▼▼▼

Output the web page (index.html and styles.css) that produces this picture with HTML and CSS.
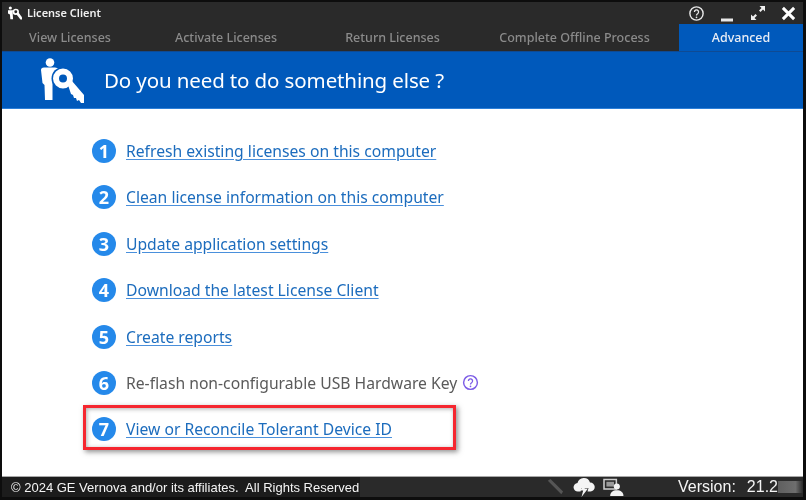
FILE: index.html
```html
<!DOCTYPE html>
<html lang="en">
<head>
<meta charset="utf-8">
<title>License Client</title>
<link rel="stylesheet" href="styles.css">
</head>
<body>
<div class="window">
  <header class="titlebar">
    <svg class="app-icon" viewBox="0 0 20 18" width="16" height="14"><circle cx="4" cy="2.500" r="2" fill="#fff"/><path d="M1 5.500h6.500L7 8.500 7.500 17H4L3.500 11 1 9.500z" fill="#fff"/><circle cx="11" cy="7.500" r="3" fill="none" stroke="#fff" stroke-width="2.200"/><path d="M12.500 10L14.500 8.500 19 14.500V17.500H17L12 11z" fill="#fff"/></svg>
    <span class="app-name">License Client</span>
    <div class="win-controls">
      <svg viewBox="0 0 18 18" width="17" height="17"><circle cx="9" cy="9" r="7" fill="none" stroke="#e8e8e8" stroke-width="1.500"/><path d="M6.800 7.300a2.200 2.200 0 1 1 3.400 1.900c-.8.500-1.200.9-1.200 1.800" fill="none" stroke="#e8e8e8" stroke-width="1.400"/><circle cx="9" cy="13" r=".9" fill="#e8e8e8"/></svg>
      <svg viewBox="0 0 14 18" width="14" height="18"><rect x="1" y="14.500" width="12" height="3" fill="#e8e8e8"/></svg>
      <svg viewBox="0 0 16 16" width="16" height="16"><path d="M9.500 1H15V6.500L13 4.500 10.500 7 9 5.500 11.500 3zM6.500 15H1V9.500L3 11.500 5.500 9 7 10.500 4.500 13z" fill="#f0f0f0"/></svg>
      <svg viewBox="0 0 16 16" width="15" height="15"><path d="M2 2L14 14M14 2L2 14" stroke="#fff" stroke-width="3.200"/></svg>
    </div>
  </header>
  <nav class="tabs">
    <a class="tab t1">View Licenses</a>
    <a class="tab t2">Activate Licenses</a>
    <a class="tab t3">Return Licenses</a>
    <a class="tab t4">Complete Offline Process</a>
    <a class="tab t5 active">Advanced</a>
  </nav>
  <section class="banner">
    <svg class="banner-icon" viewBox="0 0 46 47" width="46" height="47"><circle cx="10" cy="5.500" r="4.300" fill="#fff"/><path d="M1 13Q1 10.500 4 10.500H15L19 11.500Q14 14 12.500 20V43H5L4.500 28 2.500 26z" fill="#fff"/><circle cx="23" cy="21.500" r="11.500" fill="#0059bb"/><circle cx="23" cy="21.500" r="7" fill="none" stroke="#fff" stroke-width="6"/><path d="M28 28L32 24 44 38V46H41L39 43 37 44 36 41 34 41 33 38 31 37z" fill="#fff"/></svg>
    <h1 class="banner-title">Do you need to do something else ?</h1>
  </section>
  <main class="content">
    <ol class="tasks">
      <li class="task"><span class="num">1</span><a class="link">Refresh existing licenses on this computer</a></li>
      <li class="task"><span class="num">2</span><a class="link">Clean license information on this computer</a></li>
      <li class="task"><span class="num">3</span><a class="link">Update application settings</a></li>
      <li class="task"><span class="num">4</span><a class="link">Download the latest License Client</a></li>
      <li class="task"><span class="num">5</span><a class="link">Create reports</a></li>
      <li class="task"><span class="num">6</span><span class="plain">Re-flash non-configurable USB Hardware Key</span>
        <svg class="help" viewBox="0 0 18 18" width="17" height="17"><circle cx="9" cy="9" r="7.300" fill="none" stroke="#7c5ce6" stroke-width="1.500"/><path d="M6.800 7.300a2.200 2.200 0 1 1 3.400 1.900c-.8.500-1.200.9-1.200 1.800" fill="none" stroke="#7c5ce6" stroke-width="1.400"/><circle cx="9" cy="13" r=".9" fill="#7c5ce6"/></svg>
      </li>
      <li class="task highlighted"><span class="num">7</span><a class="link">View or Reconcile Tolerant Device ID</a></li>
    </ol>
  </main>
  <footer class="statusbar">
    <span class="copyright">© 2024 GE Vernova and/or its affiliates.&nbsp; All Rights Reserved</span>
    <div class="status-icons">
      <svg viewBox="0 0 20 20" width="20" height="18"><path d="M2 3L5 1 19 15 17 18z" fill="#555"/></svg>
      <svg viewBox="0 0 22 20" width="22" height="20"><path d="M5 14.500a4.200 4.200 0 0 1-.5-8.400A6.500 6.500 0 0 1 17 5.500a4.500 4.500 0 0 1 .5 9h-3l1-3.500H8.500l-1 3.500z" fill="#f4f4f4"/><path d="M12 6.500L7 13.500h3.200L8.500 20l6.500-8.500h-3.300z" fill="#f4f4f4"/></svg>
      <svg viewBox="0 0 22 20" width="21" height="19"><path d="M1 1.500h13v10H1z" fill="none" stroke="#cfcfcf" stroke-width="1.600"/><path d="M3.500 4h8v5h-8z" fill="#9a9a9a"/><circle cx="14.500" cy="9" r="3.200" fill="#f2f2f2"/><path d="M7.500 19c0-4 3-6 7-6s7 2 7 6z" fill="#f2f2f2"/></svg>
    </div>
    <div class="version"><span>Version:</span><span class="version-no">21.2</span><span class="redact"></span></div>
  </footer>
</div>
</body>
</html>
```
FILE: styles.css
```css
*, *::after { box-sizing: border-box; }
html, body { margin: 0; padding: 0; }
body { width: 806px; height: 500px; background: #fff; overflow: hidden; font-family: "Noto Sans", sans-serif; }
.window { width: 806px; height: 500px; display: flex; flex-direction: column; border: solid #0d0d0d; border-width: 2px 3px 3px 2px; background: #2a2a2a; filter: blur(.35px); }

.titlebar { height: 22px; flex: none; display: flex; align-items: center; padding: 0 7px 0 5px; color: #f2f2f2; }
.app-icon { flex: none; }
.app-name { margin-left: 4px; margin-top: -2px; font-size: 11px; font-weight: 600; color: #efefef; }
.win-controls { margin-left: auto; display: flex; align-items: center; gap: 15.500px; }

.tabs { height: 27px; flex: none; display: grid; grid-template-columns: 148px 162px 172px 195px 124px; align-items: stretch; }
.tab { display: flex; align-items: center; justify-content: center; font-size: 12.500px; font-weight: 500; color: #8b8b8b; }
.t1 { padding-right: 12px; }
.t2 { padding-right: 10px; }
.t3 { padding-right: 11px; }
.t4 { padding-right: 14px; }
.tab.active { background: #0059bb; color: #e8edf5; }

.banner { height: 58px; flex: none; display: flex; align-items: center; background: #0059bb; border-top: 1px solid #0f4a93; border-bottom: 1px solid #2c7fd8; padding-left: 38px; }
.banner-icon { flex: none; }
.banner-title { margin: 0 0 0 18px; font-size: 20.500px; letter-spacing: -.12px; font-weight: 400; color: #fff; white-space: nowrap; }

.content { flex: 1; background: #fff; min-height: 0; }
.tasks { list-style: none; margin: 0; padding: 30px 0 0 90px; display: flex; flex-direction: column; gap: 22.400px; }
.task { height: 24px; display: flex; align-items: center; position: relative; font-size: 15.700px; white-space: nowrap; }
.num { flex: none; width: 24px; height: 24px; margin-right: 10px; border-radius: 50%; background: #2589ea; color: #fff; display: flex; align-items: center; justify-content: center; font-size: 18px; font-weight: 700; line-height: 1; }
.link { color: #1c6cbd; text-decoration: underline; text-decoration-color: #4a90dc; text-underline-offset: 2px; }
.plain { color: #5a5a5a; }
.help { margin-left: 5px; flex: none; }
.highlighted::after { content: ""; position: absolute; left: -9px; top: -12px; width: 373px; height: 45px; border: 3.500px solid #f5262f; box-shadow: 2px 2px 5px rgba(70,70,70,.6), inset 1px 1px 4px rgba(70,70,70,.45); }

.statusbar { height: 21px; flex: none; display: flex; align-items: center; border-top: 1px solid #a8a8a8; background: #2a2a2a; color: #f4f4f4; font-family: "Liberation Sans", sans-serif; position: relative; }
.copyright { font-size: 13px; background: #1c1c1c; height: 100%; display: flex; align-items: center; padding: 0 1px 0 9px; white-space: nowrap; }
.status-icons { margin-left: 185px; display: flex; align-items: center; gap: 8px; }
.version { margin-left: auto; display: flex; align-items: center; font-size: 16px; height: 100%; }
.version-no { margin-left: 11px; }
.redact { width: 25px; height: 12px; background: linear-gradient(90deg, #5f5f5f, #6e6e6e 70%, #2a2a2a); }
```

▲▲▲

## GIVEN REQUEST
Every line that holds the word "index" should be extracted.

## ANSWER TO THE PROBLEM
Output the web page (index.html and styles.css) that produces this picture with HTML and CSS.
FILE: index.html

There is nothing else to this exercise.